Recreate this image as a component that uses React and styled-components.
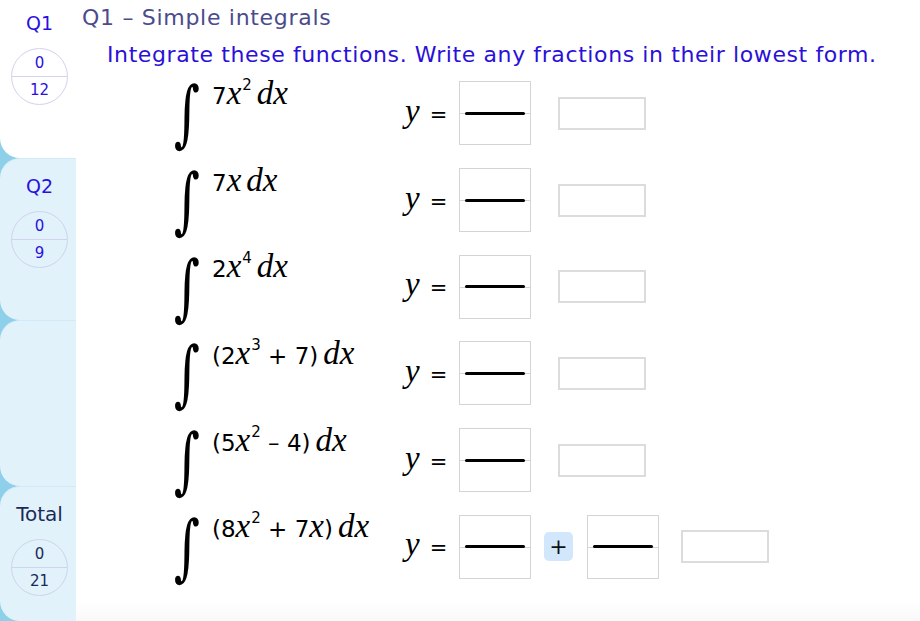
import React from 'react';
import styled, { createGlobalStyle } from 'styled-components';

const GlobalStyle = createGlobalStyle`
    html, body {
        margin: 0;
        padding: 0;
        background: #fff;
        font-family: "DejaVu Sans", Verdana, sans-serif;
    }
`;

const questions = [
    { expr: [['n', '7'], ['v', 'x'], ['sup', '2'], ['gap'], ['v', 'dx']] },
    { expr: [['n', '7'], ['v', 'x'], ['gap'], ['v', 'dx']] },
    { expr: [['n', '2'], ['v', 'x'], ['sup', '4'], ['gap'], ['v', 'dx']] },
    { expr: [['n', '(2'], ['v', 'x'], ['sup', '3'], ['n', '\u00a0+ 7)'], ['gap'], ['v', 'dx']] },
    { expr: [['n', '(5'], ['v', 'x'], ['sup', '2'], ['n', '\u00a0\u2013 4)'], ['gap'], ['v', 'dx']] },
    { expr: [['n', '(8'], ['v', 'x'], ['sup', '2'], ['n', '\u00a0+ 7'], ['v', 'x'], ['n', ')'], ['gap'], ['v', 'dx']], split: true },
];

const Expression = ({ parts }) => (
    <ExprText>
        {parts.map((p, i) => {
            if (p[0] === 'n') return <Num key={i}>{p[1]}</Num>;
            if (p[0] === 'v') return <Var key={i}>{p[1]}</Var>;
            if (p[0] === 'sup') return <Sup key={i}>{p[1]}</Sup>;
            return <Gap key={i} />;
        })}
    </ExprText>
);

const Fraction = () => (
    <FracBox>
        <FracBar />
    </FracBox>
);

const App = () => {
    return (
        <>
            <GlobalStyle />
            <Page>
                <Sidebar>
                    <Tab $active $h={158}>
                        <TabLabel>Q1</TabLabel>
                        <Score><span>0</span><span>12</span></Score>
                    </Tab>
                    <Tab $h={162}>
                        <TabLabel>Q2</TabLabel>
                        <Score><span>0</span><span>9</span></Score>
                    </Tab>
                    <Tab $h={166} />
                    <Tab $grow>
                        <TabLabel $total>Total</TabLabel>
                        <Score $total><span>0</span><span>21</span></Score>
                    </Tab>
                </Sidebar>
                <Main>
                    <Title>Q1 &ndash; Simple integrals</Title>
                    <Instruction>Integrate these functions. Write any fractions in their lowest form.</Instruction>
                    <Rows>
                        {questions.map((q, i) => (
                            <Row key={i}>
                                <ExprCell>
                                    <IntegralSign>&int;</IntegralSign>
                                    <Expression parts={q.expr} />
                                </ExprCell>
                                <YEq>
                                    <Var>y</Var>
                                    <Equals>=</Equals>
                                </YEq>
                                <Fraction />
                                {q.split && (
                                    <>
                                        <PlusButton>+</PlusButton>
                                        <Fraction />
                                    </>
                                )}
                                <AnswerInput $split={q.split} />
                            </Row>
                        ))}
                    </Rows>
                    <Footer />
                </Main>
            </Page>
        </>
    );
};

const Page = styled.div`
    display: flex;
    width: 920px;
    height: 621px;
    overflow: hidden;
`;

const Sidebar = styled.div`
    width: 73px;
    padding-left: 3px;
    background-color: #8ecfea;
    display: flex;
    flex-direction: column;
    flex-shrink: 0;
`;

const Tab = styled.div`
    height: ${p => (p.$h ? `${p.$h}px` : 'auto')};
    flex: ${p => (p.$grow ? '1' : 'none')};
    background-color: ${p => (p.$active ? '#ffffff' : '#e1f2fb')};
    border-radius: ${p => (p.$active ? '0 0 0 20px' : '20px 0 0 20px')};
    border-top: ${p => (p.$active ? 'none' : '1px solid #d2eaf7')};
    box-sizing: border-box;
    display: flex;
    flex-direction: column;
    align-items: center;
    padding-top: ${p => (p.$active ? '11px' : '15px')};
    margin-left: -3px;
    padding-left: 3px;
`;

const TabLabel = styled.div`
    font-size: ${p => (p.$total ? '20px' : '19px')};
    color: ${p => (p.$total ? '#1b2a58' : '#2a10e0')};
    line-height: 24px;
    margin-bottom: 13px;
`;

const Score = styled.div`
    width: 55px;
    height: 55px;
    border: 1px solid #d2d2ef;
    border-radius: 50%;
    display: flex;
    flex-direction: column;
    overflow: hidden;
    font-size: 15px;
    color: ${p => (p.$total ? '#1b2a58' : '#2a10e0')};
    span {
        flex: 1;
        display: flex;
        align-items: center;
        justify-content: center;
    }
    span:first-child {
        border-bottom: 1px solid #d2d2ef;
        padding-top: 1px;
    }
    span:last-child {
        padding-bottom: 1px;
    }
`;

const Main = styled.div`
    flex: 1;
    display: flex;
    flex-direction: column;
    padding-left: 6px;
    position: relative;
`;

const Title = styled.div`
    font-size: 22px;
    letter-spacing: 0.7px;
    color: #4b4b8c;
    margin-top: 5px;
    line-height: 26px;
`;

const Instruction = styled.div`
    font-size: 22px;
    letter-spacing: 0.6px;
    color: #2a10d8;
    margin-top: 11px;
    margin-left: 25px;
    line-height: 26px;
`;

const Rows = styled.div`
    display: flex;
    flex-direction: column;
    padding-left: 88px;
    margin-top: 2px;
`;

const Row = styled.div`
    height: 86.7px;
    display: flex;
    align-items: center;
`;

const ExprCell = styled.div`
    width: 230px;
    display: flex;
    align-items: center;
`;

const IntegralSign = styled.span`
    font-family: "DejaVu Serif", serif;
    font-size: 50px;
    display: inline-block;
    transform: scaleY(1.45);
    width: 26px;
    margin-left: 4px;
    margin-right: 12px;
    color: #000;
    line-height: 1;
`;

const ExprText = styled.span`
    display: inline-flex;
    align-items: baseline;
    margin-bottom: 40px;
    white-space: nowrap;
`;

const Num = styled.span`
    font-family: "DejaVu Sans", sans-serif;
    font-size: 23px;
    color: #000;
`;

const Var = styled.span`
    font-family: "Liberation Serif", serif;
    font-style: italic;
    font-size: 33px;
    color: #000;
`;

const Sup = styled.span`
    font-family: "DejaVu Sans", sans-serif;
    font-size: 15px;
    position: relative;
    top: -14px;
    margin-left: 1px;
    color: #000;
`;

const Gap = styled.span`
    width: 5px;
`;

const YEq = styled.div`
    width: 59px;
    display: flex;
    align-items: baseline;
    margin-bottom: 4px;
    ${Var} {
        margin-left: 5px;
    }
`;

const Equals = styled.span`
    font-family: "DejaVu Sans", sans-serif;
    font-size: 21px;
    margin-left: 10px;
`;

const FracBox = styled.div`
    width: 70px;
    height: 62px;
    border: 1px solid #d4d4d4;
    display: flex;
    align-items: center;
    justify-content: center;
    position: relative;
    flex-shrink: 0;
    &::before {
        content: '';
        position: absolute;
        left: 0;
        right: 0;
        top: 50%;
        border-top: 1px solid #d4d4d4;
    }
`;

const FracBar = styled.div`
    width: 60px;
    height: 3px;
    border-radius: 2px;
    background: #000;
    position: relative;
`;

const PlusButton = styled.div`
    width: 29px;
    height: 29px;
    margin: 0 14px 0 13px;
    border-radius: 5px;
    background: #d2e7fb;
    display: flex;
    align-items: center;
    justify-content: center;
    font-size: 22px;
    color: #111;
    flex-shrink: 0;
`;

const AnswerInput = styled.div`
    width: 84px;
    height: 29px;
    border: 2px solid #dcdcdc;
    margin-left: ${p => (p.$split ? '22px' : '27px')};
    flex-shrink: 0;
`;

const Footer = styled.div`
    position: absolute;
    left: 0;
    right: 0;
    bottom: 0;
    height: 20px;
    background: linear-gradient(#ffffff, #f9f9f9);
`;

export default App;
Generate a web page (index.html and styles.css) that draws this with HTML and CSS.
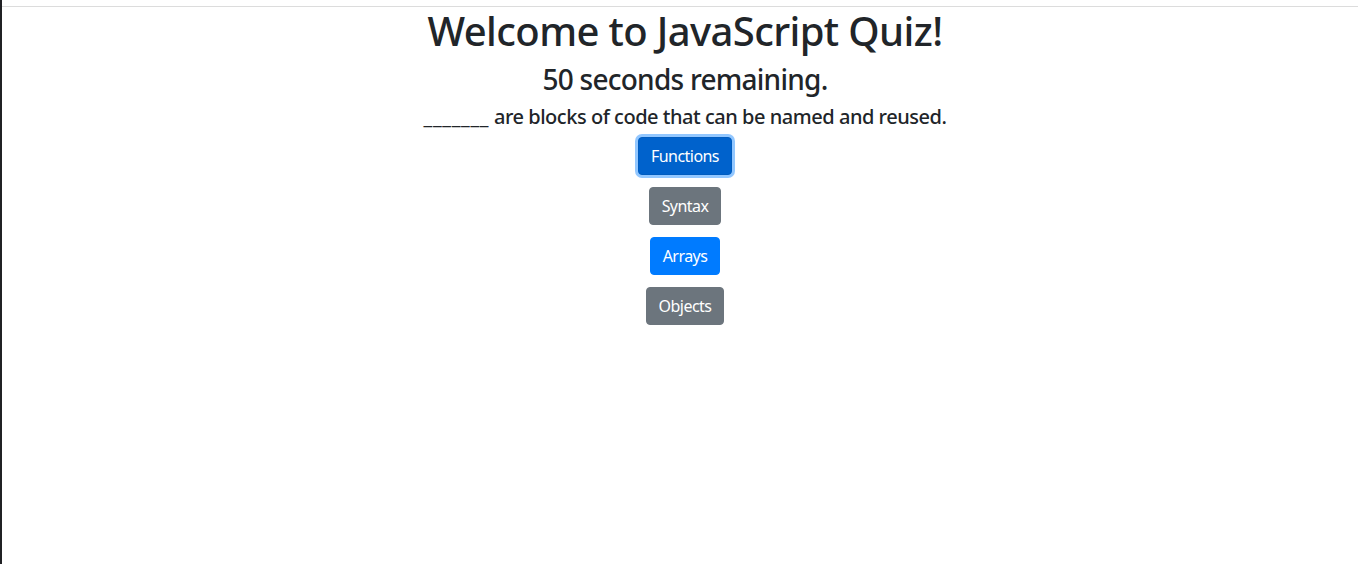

# # # # # # #

Transcribe the full listing above exactly as it stands, minus the pictures.

Recreate this image as a component that uses React and styled-components.
import React from 'react';
import styled, { createGlobalStyle } from 'styled-components';

const GlobalStyle = createGlobalStyle`
    html, body {
        margin: 0;
        padding: 0;
        background: #fff;
        font-family: "DejaVu Sans", Verdana, sans-serif;
    }
`;

const questions = [
    { expr: [['n', '7'], ['v', 'x'], ['sup', '2'], ['gap'], ['v', 'dx']] },
    { expr: [['n', '7'], ['v', 'x'], ['gap'], ['v', 'dx']] },
    { expr: [['n', '2'], ['v', 'x'], ['sup', '4'], ['gap'], ['v', 'dx']] },
    { expr: [['n', '(2'], ['v', 'x'], ['sup', '3'], ['n', '\u00a0+ 7)'], ['gap'], ['v', 'dx']] },
    { expr: [['n', '(5'], ['v', 'x'], ['sup', '2'], ['n', '\u00a0\u2013 4)'], ['gap'], ['v', 'dx']] },
    { expr: [['n', '(8'], ['v', 'x'], ['sup', '2'], ['n', '\u00a0+ 7'], ['v', 'x'], ['n', ')'], ['gap'], ['v', 'dx']], split: true },
];

const Expression = ({ parts }) => (
    <ExprText>
        {parts.map((p, i) => {
            if (p[0] === 'n') return <Num key={i}>{p[1]}</Num>;
            if (p[0] === 'v') return <Var key={i}>{p[1]}</Var>;
            if (p[0] === 'sup') return <Sup key={i}>{p[1]}</Sup>;
            return <Gap key={i} />;
        })}
    </ExprText>
);

const Fraction = () => (
    <FracBox>
        <FracBar />
    </FracBox>
);

const App = () => {
    return (
        <>
            <GlobalStyle />
            <Page>
                <Sidebar>
                    <Tab $active $h={158}>
                        <TabLabel>Q1</TabLabel>
                        <Score><span>0</span><span>12</span></Score>
                    </Tab>
                    <Tab $h={162}>
                        <TabLabel>Q2</TabLabel>
                        <Score><span>0</span><span>9</span></Score>
                    </Tab>
                    <Tab $h={166} />
                    <Tab $grow>
                        <TabLabel $total>Total</TabLabel>
                        <Score $total><span>0</span><span>21</span></Score>
                    </Tab>
                </Sidebar>
                <Main>
                    <Title>Q1 &ndash; Simple integrals</Title>
                    <Instruction>Integrate these functions. Write any fractions in their lowest form.</Instruction>
                    <Rows>
                        {questions.map((q, i) => (
                            <Row key={i}>
                                <ExprCell>
                                    <IntegralSign>&int;</IntegralSign>
                                    <Expression parts={q.expr} />
                                </ExprCell>
                                <YEq>
                                    <Var>y</Var>
                                    <Equals>=</Equals>
                                </YEq>
                                <Fraction />
                                {q.split && (
                                    <>
                                        <PlusButton>+</PlusButton>
                                        <Fraction />
                                    </>
                                )}
                                <AnswerInput $split={q.split} />
                            </Row>
                        ))}
                    </Rows>
                    <Footer />
                </Main>
            </Page>
        </>
    );
};

const Page = styled.div`
    display: flex;
    width: 920px;
    height: 621px;
    overflow: hidden;
`;

const Sidebar = styled.div`
    width: 73px;
    padding-left: 3px;
    background-color: #8ecfea;
    display: flex;
    flex-direction: column;
    flex-shrink: 0;
`;

const Tab = styled.div`
    height: ${p => (p.$h ? `${p.$h}px` : 'auto')};
    flex: ${p => (p.$grow ? '1' : 'none')};
    background-color: ${p => (p.$active ? '#ffffff' : '#e1f2fb')};
    border-radius: ${p => (p.$active ? '0 0 0 20px' : '20px 0 0 20px')};
    border-top: ${p => (p.$active ? 'none' : '1px solid #d2eaf7')};
    box-sizing: border-box;
    display: flex;
    flex-direction: column;
    align-items: center;
    padding-top: ${p => (p.$active ? '11px' : '15px')};
    margin-left: -3px;
    padding-left: 3px;
`;

const TabLabel = styled.div`
    font-size: ${p => (p.$total ? '20px' : '19px')};
    color: ${p => (p.$total ? '#1b2a58' : '#2a10e0')};
    line-height: 24px;
    margin-bottom: 13px;
`;

const Score = styled.div`
    width: 55px;
    height: 55px;
    border: 1px solid #d2d2ef;
    border-radius: 50%;
    display: flex;
    flex-direction: column;
    overflow: hidden;
    font-size: 15px;
    color: ${p => (p.$total ? '#1b2a58' : '#2a10e0')};
    span {
        flex: 1;
        display: flex;
        align-items: center;
        justify-content: center;
    }
    span:first-child {
        border-bottom: 1px solid #d2d2ef;
        padding-top: 1px;
    }
    span:last-child {
        padding-bottom: 1px;
    }
`;

const Main = styled.div`
    flex: 1;
    display: flex;
    flex-direction: column;
    padding-left: 6px;
    position: relative;
`;

const Title = styled.div`
    font-size: 22px;
    letter-spacing: 0.7px;
    color: #4b4b8c;
    margin-top: 5px;
    line-height: 26px;
`;

const Instruction = styled.div`
    font-size: 22px;
    letter-spacing: 0.6px;
    color: #2a10d8;
    margin-top: 11px;
    margin-left: 25px;
    line-height: 26px;
`;

const Rows = styled.div`
    display: flex;
    flex-direction: column;
    padding-left: 88px;
    margin-top: 2px;
`;

const Row = styled.div`
    height: 86.7px;
    display: flex;
    align-items: center;
`;

const ExprCell = styled.div`
    width: 230px;
    display: flex;
    align-items: center;
`;

const IntegralSign = styled.span`
    font-family: "DejaVu Serif", serif;
    font-size: 50px;
    display: inline-block;
    transform: scaleY(1.45);
    width: 26px;
    margin-left: 4px;
    margin-right: 12px;
    color: #000;
    line-height: 1;
`;

const ExprText = styled.span`
    display: inline-flex;
    align-items: baseline;
    margin-bottom: 40px;
    white-space: nowrap;
`;

const Num = styled.span`
    font-family: "DejaVu Sans", sans-serif;
    font-size: 23px;
    color: #000;
`;

const Var = styled.span`
    font-family: "Liberation Serif", serif;
    font-style: italic;
    font-size: 33px;
    color: #000;
`;

const Sup = styled.span`
    font-family: "DejaVu Sans", sans-serif;
    font-size: 15px;
    position: relative;
    top: -14px;
    margin-left: 1px;
    color: #000;
`;

const Gap = styled.span`
    width: 5px;
`;

const YEq = styled.div`
    width: 59px;
    display: flex;
    align-items: baseline;
    margin-bottom: 4px;
    ${Var} {
        margin-left: 5px;
    }
`;

const Equals = styled.span`
    font-family: "DejaVu Sans", sans-serif;
    font-size: 21px;
    margin-left: 10px;
`;

const FracBox = styled.div`
    width: 70px;
    height: 62px;
    border: 1px solid #d4d4d4;
    display: flex;
    align-items: center;
    justify-content: center;
    position: relative;
    flex-shrink: 0;
    &::before {
        content: '';
        position: absolute;
        left: 0;
        right: 0;
        top: 50%;
        border-top: 1px solid #d4d4d4;
    }
`;

const FracBar = styled.div`
    width: 60px;
    height: 3px;
    border-radius: 2px;
    background: #000;
    position: relative;
`;

const PlusButton = styled.div`
    width: 29px;
    height: 29px;
    margin: 0 14px 0 13px;
    border-radius: 5px;
    background: #d2e7fb;
    display: flex;
    align-items: center;
    justify-content: center;
    font-size: 22px;
    color: #111;
    flex-shrink: 0;
`;

const AnswerInput = styled.div`
    width: 84px;
    height: 29px;
    border: 2px solid #dcdcdc;
    margin-left: ${p => (p.$split ? '22px' : '27px')};
    flex-shrink: 0;
`;

const Footer = styled.div`
    position: absolute;
    left: 0;
    right: 0;
    bottom: 0;
    height: 20px;
    background: linear-gradient(#ffffff, #f9f9f9);
`;

export default App;
Generate a web page (index.html and styles.css) that draws this with HTML and CSS.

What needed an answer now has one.